WASHINGTON – Congress is likely to postpone consideration of an immigration overhaul until the end of the year, if not longer, even as advocates are preparing for an all-out urgent push this fall to win their long-standing goal of a path to citizenship for millions of immigrants living in the country illegally.

In Washington, the sudden debate over military action in Syria and a looming faceoff with President Obama over the budget and the nation's borrowing limit have shot to the top of the legislative agenda, while Republican angst about losing Hispanic voters in the 2012 presidential campaign has faded.

In the House, where many Republicans view an overhaul bill passed by the Senate as a federal juggernaut that is too kind to immigrant lawbreakers, the legislative summer recess has done little to stoke enthusiasm for immediate action. Senior GOP aides in the House say immigration is at the back of the line, and unlikely to come up for months.

The prospect of a delay is generating frustration among supporters, who felt emboldened by a summer in which conservative opposition in House ­districts largely fizzled and immigrant groups seized the chance to lobby lawmakers on their home turf.

"We believe they can walk and chew gum at the same time," said Eliseo Medina, who leads the immigration campaign for the Service Employees International Union, referring to members of Congress. "The more they delay, the worse it will be for them."

August lobbying

Immigration groups organized hundreds of visits throughout August to congressional offices, town hall meetings, vigils, marches and rallies, creating a constant buzz in the districts of many House lawmakers, particularly Republicans. On Wednesday, advocates delivered 600,000 petitions to the West Chester, Ohio, offices of House Speaker John Boehner the old-fashioned way, in dozens of stacks of signed papers. On Sunday, Catholic priests around the country preached for a comprehensive immigration overhaul.

At a mass devoted to immigration in Cincinnati, a mix of Catholics, including immigrants from Mexico and Central America and African-Americans, prayed for Congress to act.

"Families in our communities are being ripped apart by deportations, and the system is in chaos," said Tony Stieritz, director of Catholic Social Action for the Cincinnati archdiocese, who helped organize the mass. "A vote for delay is a vote for crisis and disorder in the current system."

Jos Cabrera, 18, a high school senior from Mexico who spoke at the mass, said immigrant groups in Ohio expected to see legislation this year, adding that he and other students compared their activities to the civil rights march on Washington, recently celebrated on its 50th anniversary.

"We know this is the year," said Cabrera, who came here illegally when he was 4 and was recently granted a deportation deferral by the Obama administration. "I have put as much effort in as I can and even more. If they just keep pushing it back and back, a lot of activists will be very frustrated."

Anger intensifies

The gulf between the expectations of advocates and the reality they face in Washington is widening every day. As they feel momentum slipping away, their anger is likely to intensify this fall.

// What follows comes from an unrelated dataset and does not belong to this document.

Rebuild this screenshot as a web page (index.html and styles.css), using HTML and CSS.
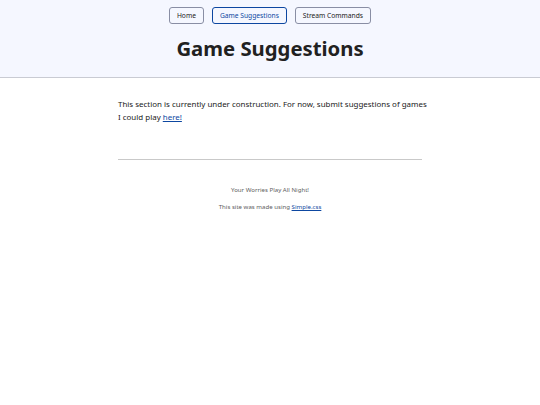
FILE: index.html
```
<!DOCTYPE html>
<html lang="en">
<head>
<meta charset="utf-8">
<title>Game Suggestions</title>
<link rel="stylesheet" href="styles.css">
</head>
<body>
<header class="site-header">
  <nav class="nav">
    <a class="nav-link" href="#">Home</a>
    <a class="nav-link current" href="#">Game Suggestions</a>
    <a class="nav-link" href="#">Stream Commands</a>
  </nav>
  <h1 class="title">Game Suggestions</h1>
</header>
<main class="content">
  <p class="intro">This section is currently under construction. For now, submit suggestions of games I could play <a href="#">here!</a></p>
</main>
<footer class="site-footer">
  <p class="foot-line">Your Worries Play All Night!</p>
  <p class="foot-line">This site was made using <a href="#">Simple.css</a></p>
</footer>
</body>
</html>
```
FILE: styles.css
```
html, body {
  margin: 0;
  padding: 0;
}
body {
  font-family: "Noto Sans", "DejaVu Sans", sans-serif;
  color: #212121;
  background: #fff;
  font-size: 7.95px;
  line-height: 13px;
}
a {
  color: #0d47a1;
}
.site-header {
  background: #f5f7ff;
  border-bottom: 1px solid #c9cbd3;
  height: 78px;
  box-sizing: border-box;
  display: flex;
  flex-direction: column;
  align-items: center;
}
.nav {
  display: flex;
  gap: 8px;
  margin-top: 7px;
}
.nav-link {
  display: block;
  font-size: 6.7px;
  line-height: 9px;
  padding: 3px 7px;
  border: 1px solid #898ea4;
  border-radius: 3px;
  color: #212121;
  text-decoration: none;
}
.nav-link.current {
  border-color: #0d47a1;
  color: #0d47a1;
}
.title {
  margin: 10px 0 0;
  font-size: 20.3px;
  line-height: 28px;
  font-weight: 700;
}
.content {
  width: 304px;
  margin: 0 auto;
  padding-top: 20px;
  padding-bottom: 35px;
  border-bottom: 1px solid #c9c9c9;
}
.intro {
  margin: 0 -8px 0 0;
}
.site-footer {
  text-align: center;
  color: #606060;
  font-size: 6.1px;
  line-height: 9px;
  padding-top: 25px;
}
.foot-line {
  margin: 0 0 8px;
}
```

And time is not on their side. In June, the Senate passed a bipartisan plan to overhaul border security and grant illegal immigrants a chance to earn citizenship. If the House does not take up the immigration issue until 2014, members will face the prospect of voting on a highly contentious issue in the middle of a congressional election year.

Republican primaries begin in the spring of 2014, and many lawmakers may be reluctant to overhaul the immigration system just before facing their conservative constituents. If Congress does not complete action in early 2014, congressional aides said the issue could be delayed until after the elections in November 2014.

But leaders of groups supporting an immigration changes say they do not plan to let up. The organizations plan rallies in at least 40 cities on Oct. 5 followed by a march and rally in Washington on Oct. 8.